Instructions for the task:
Below is some material; set it all down exactly, apart from the pictures.

--------------------

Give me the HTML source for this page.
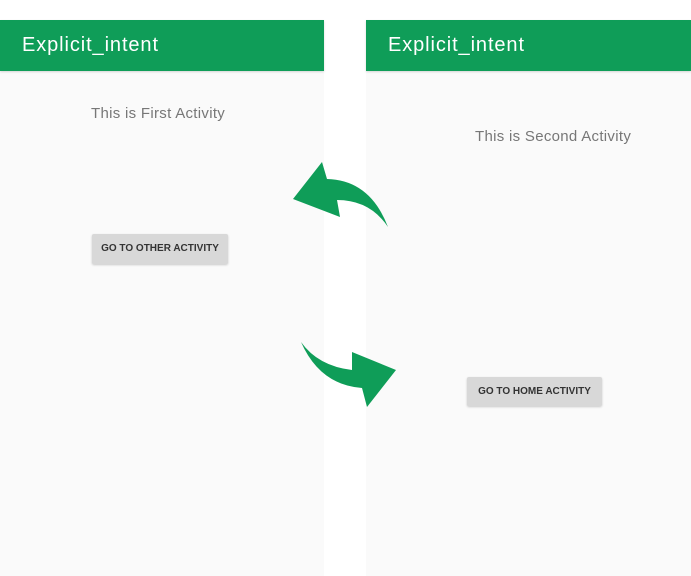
<!DOCTYPE html>
<html><head><style>
body{margin:0;width:691px;height:576px;background:#fff;position:relative;overflow:hidden;font-family:"Liberation Sans",sans-serif}
.p{position:absolute;top:20px;height:556px;background:#fafafa}
.h{height:51px;background:#0f9d58;color:#fff;font-size:20px;letter-spacing:0.9px;line-height:51px;padding-left:22px;box-shadow:0 1px 2px rgba(0,0,0,.15)}
.t{position:absolute;color:#777;font-size:15px;letter-spacing:0.3px;white-space:nowrap}
.b{position:absolute;background:#d8d8d8;color:#333;font-size:10px;font-weight:bold;text-align:center;border-radius:2px;box-shadow:0 1px 2px rgba(0,0,0,.2)}
</style></head><body>
<div class="p" style="left:0;width:324px"><div class="h">Explicit_intent</div>
<div class="t" style="left:91px;top:85px">This is First Activity</div>
<div class="b" style="left:92px;top:214px;width:136px;height:30px;line-height:30px">GO TO OTHER ACTIVITY</div></div>
<div class="p" style="left:366px;width:325px"><div class="h">Explicit_intent</div>
<div class="t" style="left:109px;top:108px">This is Second Activity</div>
<div class="b" style="left:101px;top:357px;width:135px;height:29px;line-height:29px">GO TO HOME ACTIVITY</div></div>
<svg style="position:absolute;left:0;top:0" width="691" height="576">
<path fill="#0f9d58" d="M293,199 L322,162 L327,179 Q370,180 388,227 Q370,200 337,200 L340,217 Z"/>
<path fill="#0f9d58" d="M301,342 Q318,366 352,370 L352,352 L396,370 L367,407 L362,388 Q320,385 301,342 Z"/>
</svg>
</body></html>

--------------------

Response to this exercise:
Give me the HTML source for this page.
<!DOCTYPE html>
<html><head><style>
body{margin:0;width:691px;height:576px;background:#fff;position:relative;overflow:hidden;font-family:"Liberation Sans",sans-serif}
.p{position:absolute;top:20px;height:556px;background:#fafafa}
.h{height:51px;background:#0f9d58;color:#fff;font-size:20px;letter-spacing:0.9px;line-height:51px;padding-left:22px;box-shadow:0 1px 2px rgba(0,0,0,.15)}
.t{position:absolute;color:#777;font-size:15px;letter-spacing:0.3px;white-space:nowrap}
.b{position:absolute;background:#d8d8d8;color:#333;font-size:10px;font-weight:bold;text-align:center;border-radius:2px;box-shadow:0 1px 2px rgba(0,0,0,.2)}
</style></head><body>
<div class="p" style="left:0;width:324px"><div class="h">Explicit_intent</div>
<div class="t" style="left:91px;top:85px">This is First Activity</div>
<div class="b" style="left:92px;top:214px;width:136px;height:30px;line-height:30px">GO TO OTHER ACTIVITY</div></div>
<div class="p" style="left:366px;width:325px"><div class="h">Explicit_intent</div>
<div class="t" style="left:109px;top:108px">This is Second Activity</div>
<div class="b" style="left:101px;top:357px;width:135px;height:29px;line-height:29px">GO TO HOME ACTIVITY</div></div>
<svg style="position:absolute;left:0;top:0" width="691" height="576">
<path fill="#0f9d58" d="M293,199 L322,162 L327,179 Q370,180 388,227 Q370,200 337,200 L340,217 Z"/>
<path fill="#0f9d58" d="M301,342 Q318,366 352,370 L352,352 L396,370 L367,407 L362,388 Q320,385 301,342 Z"/>
</svg>
</body></html>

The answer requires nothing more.